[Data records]
++++++++++++++++++++
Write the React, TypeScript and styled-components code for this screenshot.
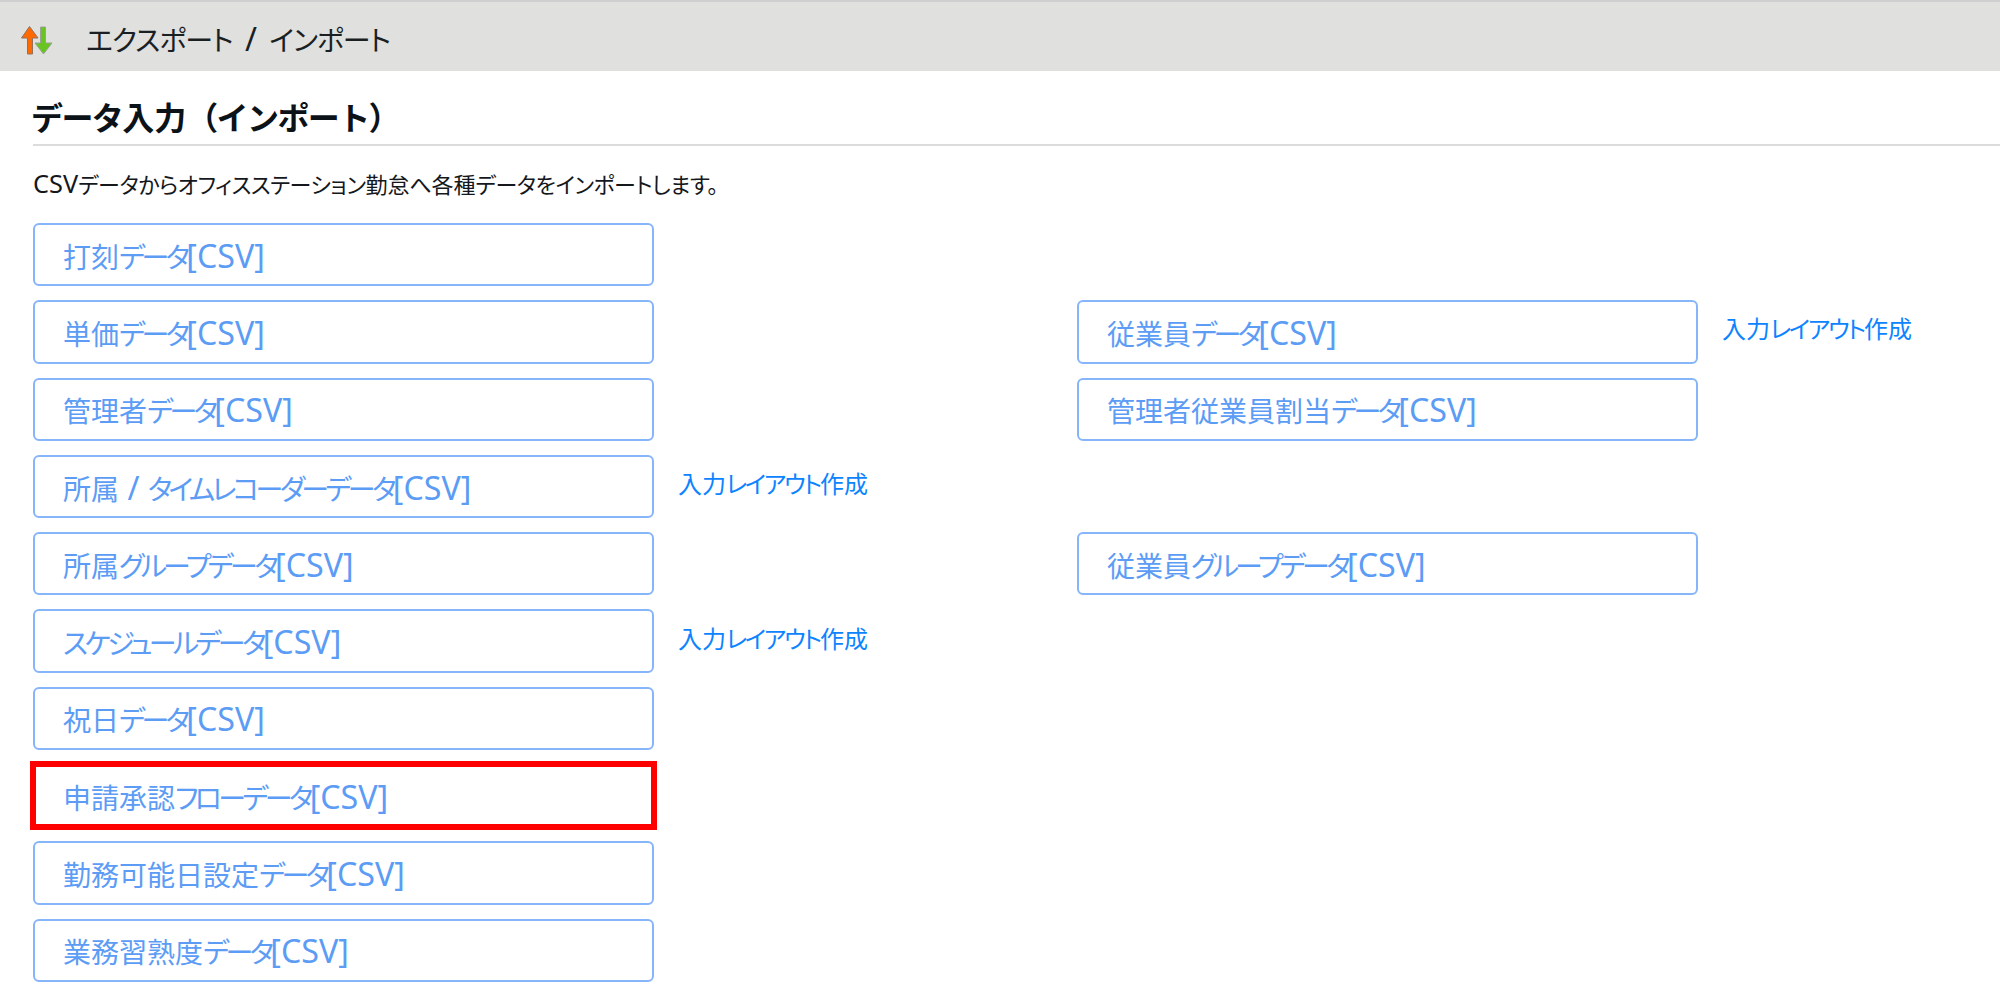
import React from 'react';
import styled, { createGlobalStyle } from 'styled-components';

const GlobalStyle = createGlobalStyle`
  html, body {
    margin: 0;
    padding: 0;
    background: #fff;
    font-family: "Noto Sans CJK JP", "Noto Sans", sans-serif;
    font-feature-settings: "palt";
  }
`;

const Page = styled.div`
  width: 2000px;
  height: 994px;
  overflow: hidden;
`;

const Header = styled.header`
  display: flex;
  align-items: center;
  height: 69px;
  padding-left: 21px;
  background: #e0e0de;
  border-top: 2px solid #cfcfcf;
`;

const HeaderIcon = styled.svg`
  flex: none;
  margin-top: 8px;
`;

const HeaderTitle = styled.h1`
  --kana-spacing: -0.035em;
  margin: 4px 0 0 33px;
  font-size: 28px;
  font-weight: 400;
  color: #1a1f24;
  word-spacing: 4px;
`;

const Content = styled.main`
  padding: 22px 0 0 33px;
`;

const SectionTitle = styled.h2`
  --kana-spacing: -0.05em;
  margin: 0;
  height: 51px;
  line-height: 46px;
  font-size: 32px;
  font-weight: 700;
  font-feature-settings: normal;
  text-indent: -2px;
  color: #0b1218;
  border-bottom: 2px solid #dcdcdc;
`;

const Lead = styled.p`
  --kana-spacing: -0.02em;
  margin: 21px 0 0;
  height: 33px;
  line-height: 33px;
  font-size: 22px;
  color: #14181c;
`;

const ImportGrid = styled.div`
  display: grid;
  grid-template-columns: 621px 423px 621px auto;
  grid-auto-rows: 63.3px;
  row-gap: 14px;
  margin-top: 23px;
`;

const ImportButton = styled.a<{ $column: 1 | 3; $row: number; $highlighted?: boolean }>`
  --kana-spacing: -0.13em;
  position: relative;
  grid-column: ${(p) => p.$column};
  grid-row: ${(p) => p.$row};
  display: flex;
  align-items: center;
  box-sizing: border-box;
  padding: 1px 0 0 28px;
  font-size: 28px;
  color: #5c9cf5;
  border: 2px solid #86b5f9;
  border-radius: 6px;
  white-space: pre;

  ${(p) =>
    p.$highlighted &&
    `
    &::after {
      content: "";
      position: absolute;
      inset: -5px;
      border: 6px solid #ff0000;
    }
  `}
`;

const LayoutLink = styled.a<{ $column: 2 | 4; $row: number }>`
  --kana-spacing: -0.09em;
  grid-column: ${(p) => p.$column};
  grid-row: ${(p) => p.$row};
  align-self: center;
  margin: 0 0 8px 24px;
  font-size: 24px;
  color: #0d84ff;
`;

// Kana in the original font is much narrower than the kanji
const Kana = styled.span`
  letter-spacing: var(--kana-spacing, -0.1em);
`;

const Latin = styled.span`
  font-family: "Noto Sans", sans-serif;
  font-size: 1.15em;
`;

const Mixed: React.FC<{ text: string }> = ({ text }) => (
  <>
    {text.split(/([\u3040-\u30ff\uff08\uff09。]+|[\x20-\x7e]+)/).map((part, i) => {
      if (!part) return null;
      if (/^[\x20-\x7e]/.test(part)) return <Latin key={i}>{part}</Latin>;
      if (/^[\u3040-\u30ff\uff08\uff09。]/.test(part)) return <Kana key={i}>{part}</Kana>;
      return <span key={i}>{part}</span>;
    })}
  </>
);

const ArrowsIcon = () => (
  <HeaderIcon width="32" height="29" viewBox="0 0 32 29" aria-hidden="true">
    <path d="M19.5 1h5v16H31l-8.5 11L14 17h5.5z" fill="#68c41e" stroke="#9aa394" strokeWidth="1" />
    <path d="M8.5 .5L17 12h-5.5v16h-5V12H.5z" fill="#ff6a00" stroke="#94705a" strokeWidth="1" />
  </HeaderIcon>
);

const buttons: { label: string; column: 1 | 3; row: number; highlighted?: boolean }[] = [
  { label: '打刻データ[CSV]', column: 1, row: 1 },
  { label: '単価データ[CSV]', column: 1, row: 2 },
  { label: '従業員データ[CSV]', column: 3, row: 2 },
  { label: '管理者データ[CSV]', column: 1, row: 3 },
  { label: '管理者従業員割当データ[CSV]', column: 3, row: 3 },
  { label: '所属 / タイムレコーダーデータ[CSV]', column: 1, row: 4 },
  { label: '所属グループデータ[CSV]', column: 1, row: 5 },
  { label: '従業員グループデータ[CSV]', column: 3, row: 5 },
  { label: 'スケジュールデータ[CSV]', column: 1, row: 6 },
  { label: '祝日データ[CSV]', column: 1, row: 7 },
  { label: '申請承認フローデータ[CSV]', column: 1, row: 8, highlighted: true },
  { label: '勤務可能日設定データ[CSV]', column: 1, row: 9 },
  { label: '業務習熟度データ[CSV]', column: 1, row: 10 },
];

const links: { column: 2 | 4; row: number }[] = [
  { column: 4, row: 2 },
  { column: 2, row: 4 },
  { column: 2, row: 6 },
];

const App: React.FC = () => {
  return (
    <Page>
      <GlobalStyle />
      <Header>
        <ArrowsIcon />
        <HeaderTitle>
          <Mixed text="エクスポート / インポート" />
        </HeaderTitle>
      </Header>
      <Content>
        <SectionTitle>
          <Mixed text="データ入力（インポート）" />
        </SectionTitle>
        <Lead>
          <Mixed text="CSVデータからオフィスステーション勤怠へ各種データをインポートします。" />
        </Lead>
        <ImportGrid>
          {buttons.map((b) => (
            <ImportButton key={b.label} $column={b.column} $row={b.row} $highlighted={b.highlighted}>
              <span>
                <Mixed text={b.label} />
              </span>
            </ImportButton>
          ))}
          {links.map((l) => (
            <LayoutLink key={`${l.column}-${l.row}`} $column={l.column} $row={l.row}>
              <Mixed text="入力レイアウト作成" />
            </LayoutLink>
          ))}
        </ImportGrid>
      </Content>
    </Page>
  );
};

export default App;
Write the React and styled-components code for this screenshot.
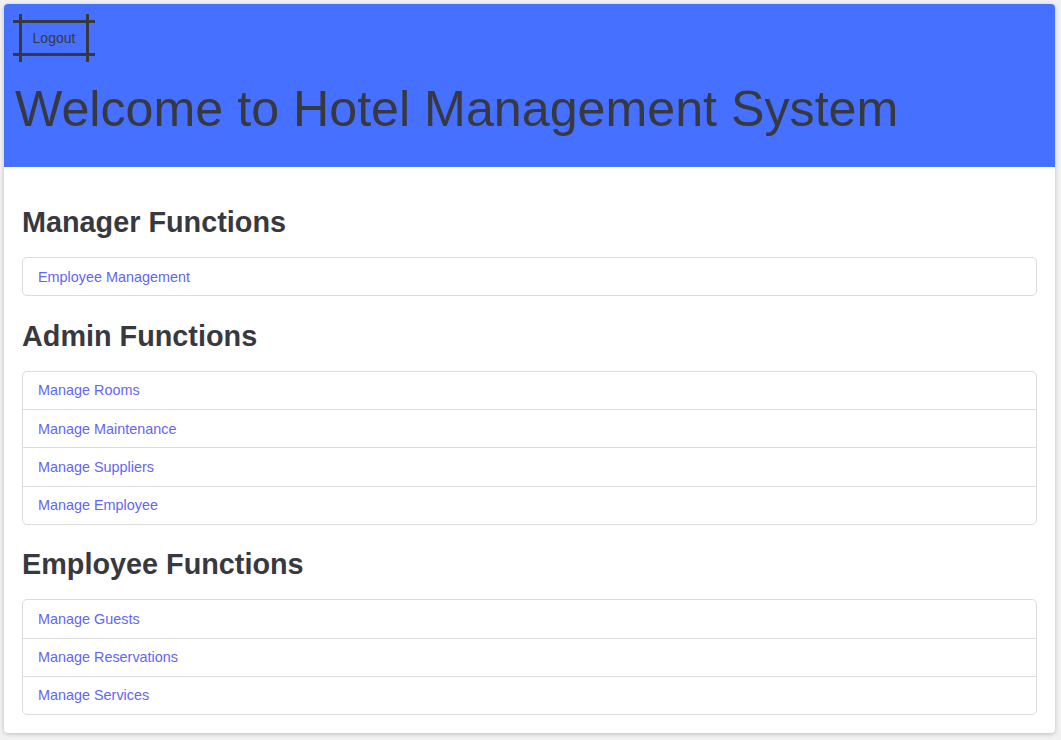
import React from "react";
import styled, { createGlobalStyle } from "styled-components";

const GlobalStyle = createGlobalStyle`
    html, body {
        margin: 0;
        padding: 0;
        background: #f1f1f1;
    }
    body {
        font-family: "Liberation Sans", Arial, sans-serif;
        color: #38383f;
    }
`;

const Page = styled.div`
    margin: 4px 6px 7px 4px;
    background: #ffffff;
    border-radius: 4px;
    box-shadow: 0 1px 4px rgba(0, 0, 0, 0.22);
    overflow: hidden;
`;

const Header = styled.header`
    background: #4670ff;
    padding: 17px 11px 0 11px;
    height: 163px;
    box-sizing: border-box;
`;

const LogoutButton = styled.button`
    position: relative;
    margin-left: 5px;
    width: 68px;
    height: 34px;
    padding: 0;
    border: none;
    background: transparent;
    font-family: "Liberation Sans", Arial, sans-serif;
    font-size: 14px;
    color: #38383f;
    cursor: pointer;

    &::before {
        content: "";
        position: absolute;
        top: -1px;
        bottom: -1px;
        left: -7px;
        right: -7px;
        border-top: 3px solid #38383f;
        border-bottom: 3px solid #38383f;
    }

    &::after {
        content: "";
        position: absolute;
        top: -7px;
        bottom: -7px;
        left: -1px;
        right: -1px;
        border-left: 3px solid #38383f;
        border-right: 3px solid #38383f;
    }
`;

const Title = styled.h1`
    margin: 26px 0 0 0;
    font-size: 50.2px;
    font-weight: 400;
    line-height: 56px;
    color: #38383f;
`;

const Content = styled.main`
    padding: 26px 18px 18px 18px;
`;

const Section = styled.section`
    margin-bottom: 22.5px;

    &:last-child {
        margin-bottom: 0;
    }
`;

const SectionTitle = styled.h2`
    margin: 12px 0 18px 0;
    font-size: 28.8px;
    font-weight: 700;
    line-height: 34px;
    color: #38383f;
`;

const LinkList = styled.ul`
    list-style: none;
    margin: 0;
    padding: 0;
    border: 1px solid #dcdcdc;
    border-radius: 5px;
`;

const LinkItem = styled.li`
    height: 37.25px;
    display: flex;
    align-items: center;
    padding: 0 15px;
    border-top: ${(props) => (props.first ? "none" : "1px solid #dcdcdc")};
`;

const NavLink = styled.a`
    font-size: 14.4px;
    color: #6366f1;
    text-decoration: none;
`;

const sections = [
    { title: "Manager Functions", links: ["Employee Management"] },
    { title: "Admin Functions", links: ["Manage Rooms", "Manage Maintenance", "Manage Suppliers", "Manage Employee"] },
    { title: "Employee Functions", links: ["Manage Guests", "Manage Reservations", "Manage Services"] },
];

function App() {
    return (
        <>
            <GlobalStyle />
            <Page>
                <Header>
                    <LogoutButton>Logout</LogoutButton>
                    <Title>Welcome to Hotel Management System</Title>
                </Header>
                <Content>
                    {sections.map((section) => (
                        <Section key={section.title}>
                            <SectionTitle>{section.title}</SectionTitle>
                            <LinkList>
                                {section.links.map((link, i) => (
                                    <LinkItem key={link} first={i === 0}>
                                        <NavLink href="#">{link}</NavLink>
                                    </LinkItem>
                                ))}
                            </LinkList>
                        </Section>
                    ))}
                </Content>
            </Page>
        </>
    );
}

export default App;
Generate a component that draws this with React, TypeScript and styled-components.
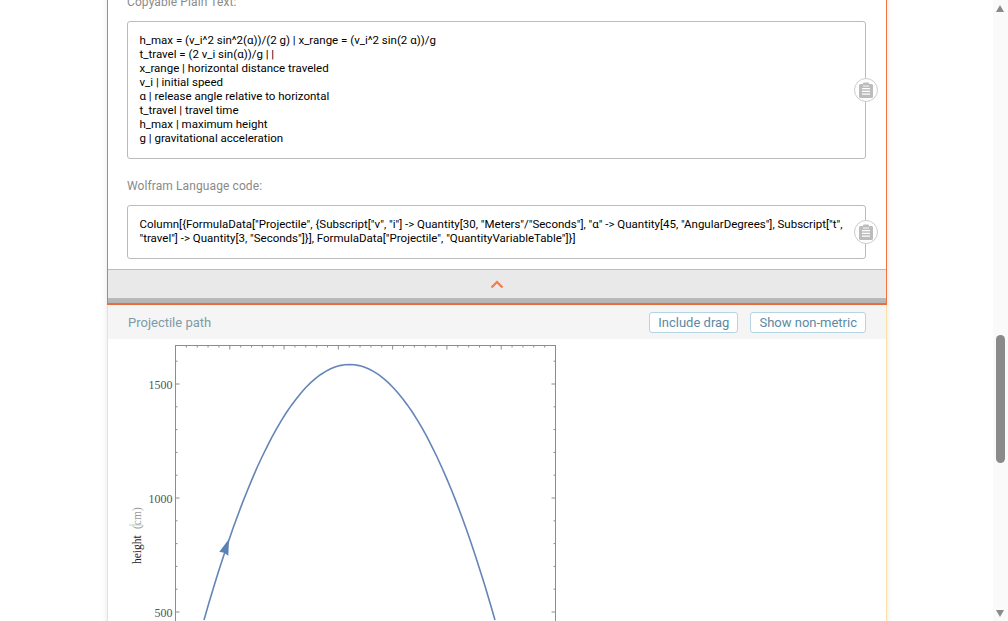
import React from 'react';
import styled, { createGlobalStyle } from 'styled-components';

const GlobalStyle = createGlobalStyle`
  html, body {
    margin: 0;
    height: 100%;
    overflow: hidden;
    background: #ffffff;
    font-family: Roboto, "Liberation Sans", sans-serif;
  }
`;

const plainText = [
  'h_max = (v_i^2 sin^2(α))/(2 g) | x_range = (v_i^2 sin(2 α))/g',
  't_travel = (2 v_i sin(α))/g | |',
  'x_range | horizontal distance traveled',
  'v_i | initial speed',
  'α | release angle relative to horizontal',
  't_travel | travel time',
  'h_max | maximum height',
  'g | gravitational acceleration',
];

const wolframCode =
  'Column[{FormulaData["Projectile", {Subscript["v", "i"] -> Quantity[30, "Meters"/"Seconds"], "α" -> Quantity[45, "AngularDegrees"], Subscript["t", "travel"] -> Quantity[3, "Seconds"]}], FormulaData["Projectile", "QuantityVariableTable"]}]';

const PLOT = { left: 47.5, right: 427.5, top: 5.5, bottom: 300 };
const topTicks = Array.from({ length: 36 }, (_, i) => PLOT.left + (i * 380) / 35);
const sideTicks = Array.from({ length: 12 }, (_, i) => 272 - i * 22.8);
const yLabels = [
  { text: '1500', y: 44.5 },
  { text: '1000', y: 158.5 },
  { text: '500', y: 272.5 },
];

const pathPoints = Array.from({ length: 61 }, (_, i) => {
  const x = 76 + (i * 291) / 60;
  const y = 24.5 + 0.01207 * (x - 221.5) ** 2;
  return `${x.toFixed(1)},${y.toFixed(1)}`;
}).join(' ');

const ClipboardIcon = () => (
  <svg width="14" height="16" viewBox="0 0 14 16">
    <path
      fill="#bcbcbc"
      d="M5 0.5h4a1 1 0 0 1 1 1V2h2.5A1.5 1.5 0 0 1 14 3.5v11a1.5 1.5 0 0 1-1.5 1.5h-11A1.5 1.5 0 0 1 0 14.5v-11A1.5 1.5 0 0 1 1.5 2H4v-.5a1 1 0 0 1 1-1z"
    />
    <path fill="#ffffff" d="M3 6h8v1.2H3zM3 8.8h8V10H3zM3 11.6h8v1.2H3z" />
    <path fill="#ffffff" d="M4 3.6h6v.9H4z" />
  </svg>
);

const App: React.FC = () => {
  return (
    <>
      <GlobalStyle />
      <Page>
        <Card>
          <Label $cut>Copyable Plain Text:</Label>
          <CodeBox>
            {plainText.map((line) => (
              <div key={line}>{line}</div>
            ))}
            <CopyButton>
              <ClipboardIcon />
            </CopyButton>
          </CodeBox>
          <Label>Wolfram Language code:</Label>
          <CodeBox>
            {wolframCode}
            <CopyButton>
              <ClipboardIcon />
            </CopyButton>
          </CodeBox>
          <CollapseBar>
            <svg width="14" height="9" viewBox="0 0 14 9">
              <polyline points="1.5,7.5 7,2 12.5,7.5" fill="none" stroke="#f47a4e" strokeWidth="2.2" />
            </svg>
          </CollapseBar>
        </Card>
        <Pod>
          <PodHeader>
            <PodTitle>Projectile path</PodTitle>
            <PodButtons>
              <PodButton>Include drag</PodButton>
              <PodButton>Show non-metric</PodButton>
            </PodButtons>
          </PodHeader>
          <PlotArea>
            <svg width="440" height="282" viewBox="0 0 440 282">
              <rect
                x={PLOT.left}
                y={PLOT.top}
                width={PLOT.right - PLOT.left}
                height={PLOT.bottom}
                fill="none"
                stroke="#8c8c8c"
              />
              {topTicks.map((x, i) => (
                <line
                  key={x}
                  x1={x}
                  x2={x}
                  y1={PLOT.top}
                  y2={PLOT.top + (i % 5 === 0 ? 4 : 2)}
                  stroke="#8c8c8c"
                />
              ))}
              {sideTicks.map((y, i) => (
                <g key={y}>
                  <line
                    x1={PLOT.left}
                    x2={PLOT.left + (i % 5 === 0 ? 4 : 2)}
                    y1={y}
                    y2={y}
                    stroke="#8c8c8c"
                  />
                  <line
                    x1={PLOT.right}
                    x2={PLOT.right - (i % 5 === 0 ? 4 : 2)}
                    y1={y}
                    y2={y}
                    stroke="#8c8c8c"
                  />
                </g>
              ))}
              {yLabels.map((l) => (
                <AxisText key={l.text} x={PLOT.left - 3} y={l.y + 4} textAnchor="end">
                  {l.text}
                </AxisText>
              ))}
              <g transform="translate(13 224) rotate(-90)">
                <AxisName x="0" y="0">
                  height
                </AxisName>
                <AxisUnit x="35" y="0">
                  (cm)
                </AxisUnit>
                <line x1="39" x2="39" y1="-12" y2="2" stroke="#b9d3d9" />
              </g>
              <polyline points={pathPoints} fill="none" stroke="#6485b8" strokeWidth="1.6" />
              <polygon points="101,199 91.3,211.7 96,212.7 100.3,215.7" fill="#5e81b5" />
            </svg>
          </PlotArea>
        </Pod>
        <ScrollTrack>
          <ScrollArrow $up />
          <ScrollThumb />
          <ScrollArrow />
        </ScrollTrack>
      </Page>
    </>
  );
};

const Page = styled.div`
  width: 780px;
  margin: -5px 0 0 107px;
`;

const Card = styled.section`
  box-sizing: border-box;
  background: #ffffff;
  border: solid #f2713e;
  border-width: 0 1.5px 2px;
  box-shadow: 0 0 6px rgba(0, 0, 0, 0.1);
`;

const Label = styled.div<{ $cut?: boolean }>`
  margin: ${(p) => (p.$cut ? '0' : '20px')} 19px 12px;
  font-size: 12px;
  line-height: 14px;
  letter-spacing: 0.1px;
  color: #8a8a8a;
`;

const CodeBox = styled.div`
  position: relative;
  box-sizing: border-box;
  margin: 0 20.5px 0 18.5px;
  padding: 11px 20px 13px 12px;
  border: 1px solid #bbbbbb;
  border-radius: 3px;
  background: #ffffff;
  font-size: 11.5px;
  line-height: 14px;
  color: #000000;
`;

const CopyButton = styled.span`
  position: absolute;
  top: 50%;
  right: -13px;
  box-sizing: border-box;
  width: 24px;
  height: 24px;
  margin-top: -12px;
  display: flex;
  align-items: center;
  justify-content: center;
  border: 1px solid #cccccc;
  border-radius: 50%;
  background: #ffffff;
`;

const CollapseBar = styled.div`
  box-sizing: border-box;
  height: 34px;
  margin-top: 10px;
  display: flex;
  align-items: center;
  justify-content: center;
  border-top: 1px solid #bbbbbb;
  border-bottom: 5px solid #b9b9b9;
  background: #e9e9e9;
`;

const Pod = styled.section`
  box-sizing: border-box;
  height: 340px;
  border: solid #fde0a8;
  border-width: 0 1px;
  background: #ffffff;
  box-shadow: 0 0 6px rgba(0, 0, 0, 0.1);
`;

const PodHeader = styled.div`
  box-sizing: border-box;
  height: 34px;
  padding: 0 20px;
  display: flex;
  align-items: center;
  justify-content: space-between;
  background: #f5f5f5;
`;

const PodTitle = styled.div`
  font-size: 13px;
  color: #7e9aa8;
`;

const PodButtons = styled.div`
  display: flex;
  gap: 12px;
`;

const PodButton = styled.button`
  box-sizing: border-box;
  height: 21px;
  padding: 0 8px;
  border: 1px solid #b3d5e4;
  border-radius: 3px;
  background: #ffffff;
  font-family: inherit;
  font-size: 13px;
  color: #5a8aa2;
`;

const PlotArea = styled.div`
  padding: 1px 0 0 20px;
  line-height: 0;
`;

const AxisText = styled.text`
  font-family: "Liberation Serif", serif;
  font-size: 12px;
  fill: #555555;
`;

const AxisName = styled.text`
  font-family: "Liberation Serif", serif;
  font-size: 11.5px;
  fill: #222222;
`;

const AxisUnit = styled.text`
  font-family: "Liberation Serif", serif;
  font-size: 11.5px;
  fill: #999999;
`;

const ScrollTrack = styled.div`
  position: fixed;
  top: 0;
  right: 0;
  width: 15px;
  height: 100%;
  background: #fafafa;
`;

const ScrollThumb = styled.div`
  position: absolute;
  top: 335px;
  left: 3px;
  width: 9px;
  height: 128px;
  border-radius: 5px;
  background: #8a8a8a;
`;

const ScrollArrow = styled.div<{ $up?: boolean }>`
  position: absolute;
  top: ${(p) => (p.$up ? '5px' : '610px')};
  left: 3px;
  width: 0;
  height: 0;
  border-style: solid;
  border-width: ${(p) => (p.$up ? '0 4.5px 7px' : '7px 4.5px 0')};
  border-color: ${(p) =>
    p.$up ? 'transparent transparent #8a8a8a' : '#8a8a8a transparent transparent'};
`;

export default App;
++++++++++++++++++++
■ **WRITTEN TASK**:
Extract every line above that contains the word "this".

■ **SOLUTION TO THE EXERCISE**:
Write the React, TypeScript and styled-components code for this screenshot.
Write the React and styled-components code for this screenshot.
Generate a component that draws this with React, TypeScript and styled-components.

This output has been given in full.